Task instructions =
Print every entry word for word, but omit the pictures.

Raw records =
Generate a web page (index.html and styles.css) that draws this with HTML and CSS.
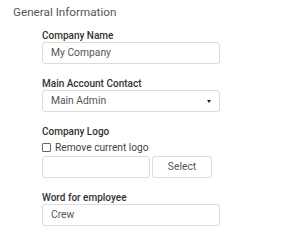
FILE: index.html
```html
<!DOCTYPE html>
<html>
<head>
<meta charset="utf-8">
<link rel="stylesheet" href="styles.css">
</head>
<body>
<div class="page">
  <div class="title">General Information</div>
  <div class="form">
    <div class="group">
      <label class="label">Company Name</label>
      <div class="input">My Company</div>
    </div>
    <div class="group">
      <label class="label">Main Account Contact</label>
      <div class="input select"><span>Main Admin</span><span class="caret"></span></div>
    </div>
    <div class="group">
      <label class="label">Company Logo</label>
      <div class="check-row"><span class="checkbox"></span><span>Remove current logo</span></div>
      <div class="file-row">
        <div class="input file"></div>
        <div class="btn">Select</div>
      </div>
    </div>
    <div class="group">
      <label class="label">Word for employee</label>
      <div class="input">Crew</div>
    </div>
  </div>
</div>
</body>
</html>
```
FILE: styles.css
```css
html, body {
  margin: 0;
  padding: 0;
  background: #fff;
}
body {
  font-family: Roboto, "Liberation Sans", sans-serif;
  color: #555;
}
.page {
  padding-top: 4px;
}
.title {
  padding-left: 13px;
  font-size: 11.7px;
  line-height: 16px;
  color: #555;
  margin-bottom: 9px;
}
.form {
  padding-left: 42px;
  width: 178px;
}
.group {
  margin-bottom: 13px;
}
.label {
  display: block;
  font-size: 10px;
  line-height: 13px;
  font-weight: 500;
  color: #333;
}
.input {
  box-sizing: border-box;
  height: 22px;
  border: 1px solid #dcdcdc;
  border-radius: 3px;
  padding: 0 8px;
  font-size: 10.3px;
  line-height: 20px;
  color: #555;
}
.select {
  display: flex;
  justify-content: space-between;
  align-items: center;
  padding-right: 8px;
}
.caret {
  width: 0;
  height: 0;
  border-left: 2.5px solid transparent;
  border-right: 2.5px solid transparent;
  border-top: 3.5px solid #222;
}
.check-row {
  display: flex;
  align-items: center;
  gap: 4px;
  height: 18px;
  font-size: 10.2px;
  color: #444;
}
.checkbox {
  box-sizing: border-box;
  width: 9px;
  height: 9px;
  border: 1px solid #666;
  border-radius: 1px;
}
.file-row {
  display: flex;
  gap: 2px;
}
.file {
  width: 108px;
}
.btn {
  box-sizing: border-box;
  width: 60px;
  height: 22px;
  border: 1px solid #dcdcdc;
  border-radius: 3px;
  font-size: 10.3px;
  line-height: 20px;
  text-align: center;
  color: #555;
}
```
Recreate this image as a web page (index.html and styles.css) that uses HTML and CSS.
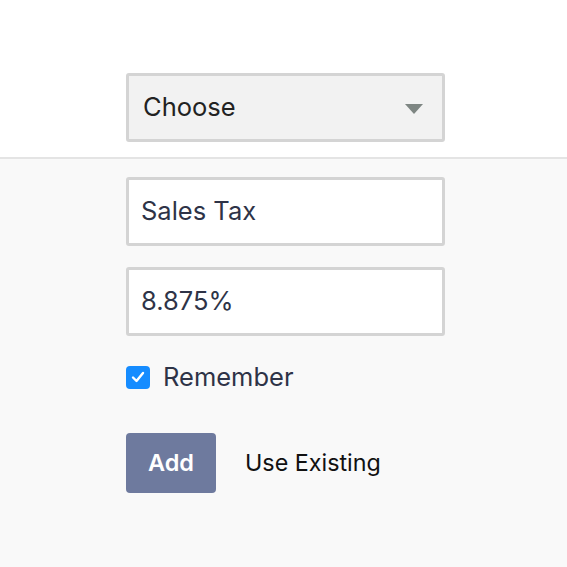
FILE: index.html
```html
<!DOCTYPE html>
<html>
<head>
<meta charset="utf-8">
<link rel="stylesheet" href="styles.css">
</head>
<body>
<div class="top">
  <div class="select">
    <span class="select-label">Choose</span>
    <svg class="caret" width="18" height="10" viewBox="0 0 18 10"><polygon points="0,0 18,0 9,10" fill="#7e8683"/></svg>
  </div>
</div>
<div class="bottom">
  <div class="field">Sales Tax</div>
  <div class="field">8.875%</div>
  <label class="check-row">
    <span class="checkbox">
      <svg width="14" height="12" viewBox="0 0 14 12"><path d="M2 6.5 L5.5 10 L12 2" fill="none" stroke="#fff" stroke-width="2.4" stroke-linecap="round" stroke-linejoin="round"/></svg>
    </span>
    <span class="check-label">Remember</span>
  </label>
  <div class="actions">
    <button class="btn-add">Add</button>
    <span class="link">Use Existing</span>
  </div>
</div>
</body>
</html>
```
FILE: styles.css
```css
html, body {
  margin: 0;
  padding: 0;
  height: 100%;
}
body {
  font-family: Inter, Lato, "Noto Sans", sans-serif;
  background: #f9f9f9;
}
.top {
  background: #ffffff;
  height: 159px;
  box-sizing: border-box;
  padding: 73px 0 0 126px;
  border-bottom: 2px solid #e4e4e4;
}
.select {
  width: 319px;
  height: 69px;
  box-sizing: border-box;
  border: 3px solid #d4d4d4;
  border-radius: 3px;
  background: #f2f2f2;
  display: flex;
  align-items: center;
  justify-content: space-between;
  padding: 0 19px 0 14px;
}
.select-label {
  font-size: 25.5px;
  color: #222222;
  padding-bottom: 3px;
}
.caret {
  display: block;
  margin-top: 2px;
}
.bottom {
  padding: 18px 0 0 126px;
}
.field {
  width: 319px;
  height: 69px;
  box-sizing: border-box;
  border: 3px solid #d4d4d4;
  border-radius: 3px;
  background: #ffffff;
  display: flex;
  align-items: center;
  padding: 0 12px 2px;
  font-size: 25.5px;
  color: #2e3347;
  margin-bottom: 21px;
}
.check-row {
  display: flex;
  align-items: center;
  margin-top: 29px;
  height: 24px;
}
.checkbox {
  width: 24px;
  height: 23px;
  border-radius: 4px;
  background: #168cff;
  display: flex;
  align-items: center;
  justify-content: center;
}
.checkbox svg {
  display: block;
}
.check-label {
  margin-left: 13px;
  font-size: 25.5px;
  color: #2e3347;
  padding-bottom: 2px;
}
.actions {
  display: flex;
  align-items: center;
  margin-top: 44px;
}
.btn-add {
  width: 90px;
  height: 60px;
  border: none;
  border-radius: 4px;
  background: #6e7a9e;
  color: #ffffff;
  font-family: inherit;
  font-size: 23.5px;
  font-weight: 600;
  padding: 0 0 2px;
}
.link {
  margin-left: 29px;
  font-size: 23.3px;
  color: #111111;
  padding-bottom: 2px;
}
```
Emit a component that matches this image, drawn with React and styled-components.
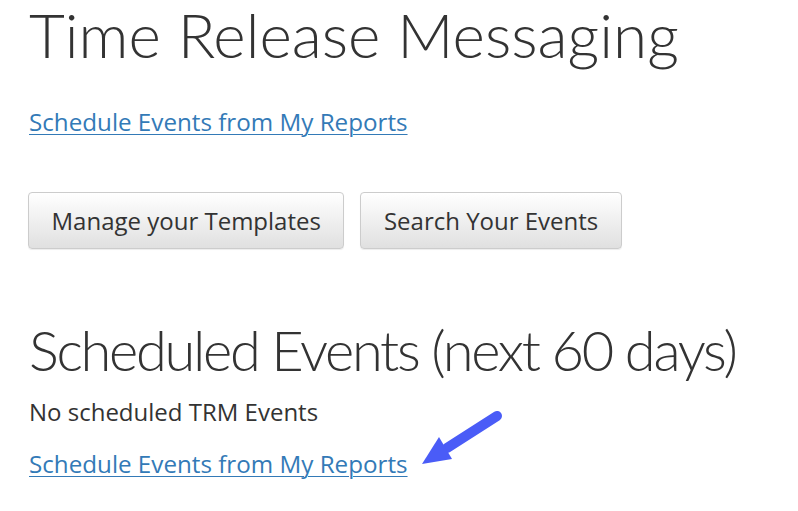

Problem solution =
Generate a web page (index.html and styles.css) that draws this with HTML and CSS.
FILE: index.html
```html
<!DOCTYPE html>
<html>
<head>
<meta charset="utf-8">
<link rel="stylesheet" href="styles.css">
</head>
<body>
<div class="page">
  <div class="title">General Information</div>
  <div class="form">
    <div class="group">
      <label class="label">Company Name</label>
      <div class="input">My Company</div>
    </div>
    <div class="group">
      <label class="label">Main Account Contact</label>
      <div class="input select"><span>Main Admin</span><span class="caret"></span></div>
    </div>
    <div class="group">
      <label class="label">Company Logo</label>
      <div class="check-row"><span class="checkbox"></span><span>Remove current logo</span></div>
      <div class="file-row">
        <div class="input file"></div>
        <div class="btn">Select</div>
      </div>
    </div>
    <div class="group">
      <label class="label">Word for employee</label>
      <div class="input">Crew</div>
    </div>
  </div>
</div>
</body>
</html>
```
FILE: styles.css
```css
html, body {
  margin: 0;
  padding: 0;
  background: #fff;
}
body {
  font-family: Roboto, "Liberation Sans", sans-serif;
  color: #555;
}
.page {
  padding-top: 4px;
}
.title {
  padding-left: 13px;
  font-size: 11.7px;
  line-height: 16px;
  color: #555;
  margin-bottom: 9px;
}
.form {
  padding-left: 42px;
  width: 178px;
}
.group {
  margin-bottom: 13px;
}
.label {
  display: block;
  font-size: 10px;
  line-height: 13px;
  font-weight: 500;
  color: #333;
}
.input {
  box-sizing: border-box;
  height: 22px;
  border: 1px solid #dcdcdc;
  border-radius: 3px;
  padding: 0 8px;
  font-size: 10.3px;
  line-height: 20px;
  color: #555;
}
.select {
  display: flex;
  justify-content: space-between;
  align-items: center;
  padding-right: 8px;
}
.caret {
  width: 0;
  height: 0;
  border-left: 2.5px solid transparent;
  border-right: 2.5px solid transparent;
  border-top: 3.5px solid #222;
}
.check-row {
  display: flex;
  align-items: center;
  gap: 4px;
  height: 18px;
  font-size: 10.2px;
  color: #444;
}
.checkbox {
  box-sizing: border-box;
  width: 9px;
  height: 9px;
  border: 1px solid #666;
  border-radius: 1px;
}
.file-row {
  display: flex;
  gap: 2px;
}
.file {
  width: 108px;
}
.btn {
  box-sizing: border-box;
  width: 60px;
  height: 22px;
  border: 1px solid #dcdcdc;
  border-radius: 3px;
  font-size: 10.3px;
  line-height: 20px;
  text-align: center;
  color: #555;
}
```
Recreate this image as a web page (index.html and styles.css) that uses HTML and CSS.
FILE: index.html
```html
<!DOCTYPE html>
<html>
<head>
<meta charset="utf-8">
<link rel="stylesheet" href="styles.css">
</head>
<body>
<div class="top">
  <div class="select">
    <span class="select-label">Choose</span>
    <svg class="caret" width="18" height="10" viewBox="0 0 18 10"><polygon points="0,0 18,0 9,10" fill="#7e8683"/></svg>
  </div>
</div>
<div class="bottom">
  <div class="field">Sales Tax</div>
  <div class="field">8.875%</div>
  <label class="check-row">
    <span class="checkbox">
      <svg width="14" height="12" viewBox="0 0 14 12"><path d="M2 6.5 L5.5 10 L12 2" fill="none" stroke="#fff" stroke-width="2.4" stroke-linecap="round" stroke-linejoin="round"/></svg>
    </span>
    <span class="check-label">Remember</span>
  </label>
  <div class="actions">
    <button class="btn-add">Add</button>
    <span class="link">Use Existing</span>
  </div>
</div>
</body>
</html>
```
FILE: styles.css
```css
html, body {
  margin: 0;
  padding: 0;
  height: 100%;
}
body {
  font-family: Inter, Lato, "Noto Sans", sans-serif;
  background: #f9f9f9;
}
.top {
  background: #ffffff;
  height: 159px;
  box-sizing: border-box;
  padding: 73px 0 0 126px;
  border-bottom: 2px solid #e4e4e4;
}
.select {
  width: 319px;
  height: 69px;
  box-sizing: border-box;
  border: 3px solid #d4d4d4;
  border-radius: 3px;
  background: #f2f2f2;
  display: flex;
  align-items: center;
  justify-content: space-between;
  padding: 0 19px 0 14px;
}
.select-label {
  font-size: 25.5px;
  color: #222222;
  padding-bottom: 3px;
}
.caret {
  display: block;
  margin-top: 2px;
}
.bottom {
  padding: 18px 0 0 126px;
}
.field {
  width: 319px;
  height: 69px;
  box-sizing: border-box;
  border: 3px solid #d4d4d4;
  border-radius: 3px;
  background: #ffffff;
  display: flex;
  align-items: center;
  padding: 0 12px 2px;
  font-size: 25.5px;
  color: #2e3347;
  margin-bottom: 21px;
}
.check-row {
  display: flex;
  align-items: center;
  margin-top: 29px;
  height: 24px;
}
.checkbox {
  width: 24px;
  height: 23px;
  border-radius: 4px;
  background: #168cff;
  display: flex;
  align-items: center;
  justify-content: center;
}
.checkbox svg {
  display: block;
}
.check-label {
  margin-left: 13px;
  font-size: 25.5px;
  color: #2e3347;
  padding-bottom: 2px;
}
.actions {
  display: flex;
  align-items: center;
  margin-top: 44px;
}
.btn-add {
  width: 90px;
  height: 60px;
  border: none;
  border-radius: 4px;
  background: #6e7a9e;
  color: #ffffff;
  font-family: inherit;
  font-size: 23.5px;
  font-weight: 600;
  padding: 0 0 2px;
}
.link {
  margin-left: 29px;
  font-size: 23.3px;
  color: #111111;
  padding-bottom: 2px;
}
```
Emit a component that matches this image, drawn with React and styled-components.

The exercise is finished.